В Эндокринологическом центре Костику сразу же объяснили, что возможность двигать науку вперед – это не обязанность, а привилегия, которая предоставляется лучшим из лучших. Научный руководитель профессор Макарышев, кривоногий, кривобокий, сутулый, да вдобавок ко всему и с косящим внутрь левым глазом, сразу же припахал Костика к строительству собственной дачи. Хорошо еще, что не в качестве строителя, а как надсмотрщика за строителями, но все равно было очень неприятно.
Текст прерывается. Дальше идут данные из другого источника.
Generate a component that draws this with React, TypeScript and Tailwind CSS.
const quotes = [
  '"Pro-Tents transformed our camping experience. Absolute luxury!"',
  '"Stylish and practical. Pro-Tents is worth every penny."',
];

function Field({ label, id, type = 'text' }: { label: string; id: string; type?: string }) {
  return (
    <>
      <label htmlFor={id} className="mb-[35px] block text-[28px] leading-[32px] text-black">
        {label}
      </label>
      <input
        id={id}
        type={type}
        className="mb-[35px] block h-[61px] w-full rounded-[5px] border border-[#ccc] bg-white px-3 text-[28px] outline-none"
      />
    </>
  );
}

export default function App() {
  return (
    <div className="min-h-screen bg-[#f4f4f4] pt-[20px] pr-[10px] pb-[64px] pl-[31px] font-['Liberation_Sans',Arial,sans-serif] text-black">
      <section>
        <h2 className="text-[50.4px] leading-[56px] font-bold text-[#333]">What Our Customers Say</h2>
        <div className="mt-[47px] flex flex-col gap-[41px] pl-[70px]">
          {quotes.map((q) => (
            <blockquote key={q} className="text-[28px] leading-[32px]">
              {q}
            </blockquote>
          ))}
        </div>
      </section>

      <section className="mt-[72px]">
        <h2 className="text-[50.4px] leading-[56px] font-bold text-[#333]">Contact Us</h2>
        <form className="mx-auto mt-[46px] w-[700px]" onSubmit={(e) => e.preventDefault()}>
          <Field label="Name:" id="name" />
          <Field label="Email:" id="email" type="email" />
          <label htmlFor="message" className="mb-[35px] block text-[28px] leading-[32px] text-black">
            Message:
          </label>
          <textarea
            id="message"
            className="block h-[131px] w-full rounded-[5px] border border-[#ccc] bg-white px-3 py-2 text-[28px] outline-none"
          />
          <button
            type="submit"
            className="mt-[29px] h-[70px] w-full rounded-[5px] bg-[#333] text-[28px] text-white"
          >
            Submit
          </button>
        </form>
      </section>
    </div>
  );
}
В клинике Костик появлялся один раз в неделю, редко когда два, а все остальное время проводил в подмосковном поселке с звучным названием Шарапова Охота. Частенько приходилось бывать там и по субботам-воскресеньям, потому что мастеры-ломастеры, как называл их Макарышев, работали по своим графикам.

Маме с бабушкой Костик врал про замечательное общежитие, интересную научную работу, вкусные обеды, стоимостью в один-два рубля и замечательную московскую жизнь. Перед каждым телефонным разговором он съедал плитку шоколада, до которого был великий охотник, чтобы голос звучал веселее. Домашние радовались тому, что их мальчик вышел на большую дорогу. А мальчику хотелось бросить все к чертовой матери, вернуться домой в Самарканд, устроиться на работу в областную больницу и зажить нормальной жизнью нормального человека. И хрен бы с ней, с наукой, гори она синим огнем вместе с опостылевшей стройкой профессора Макарышева, гори он синим огнем вместе со своей недостроенной дачей!

вернуться

4

Жаргонное название Российского университета дружбы народов, с 1961 по 1992 годы носившего имя конголезского политика Патриса Лумумбы.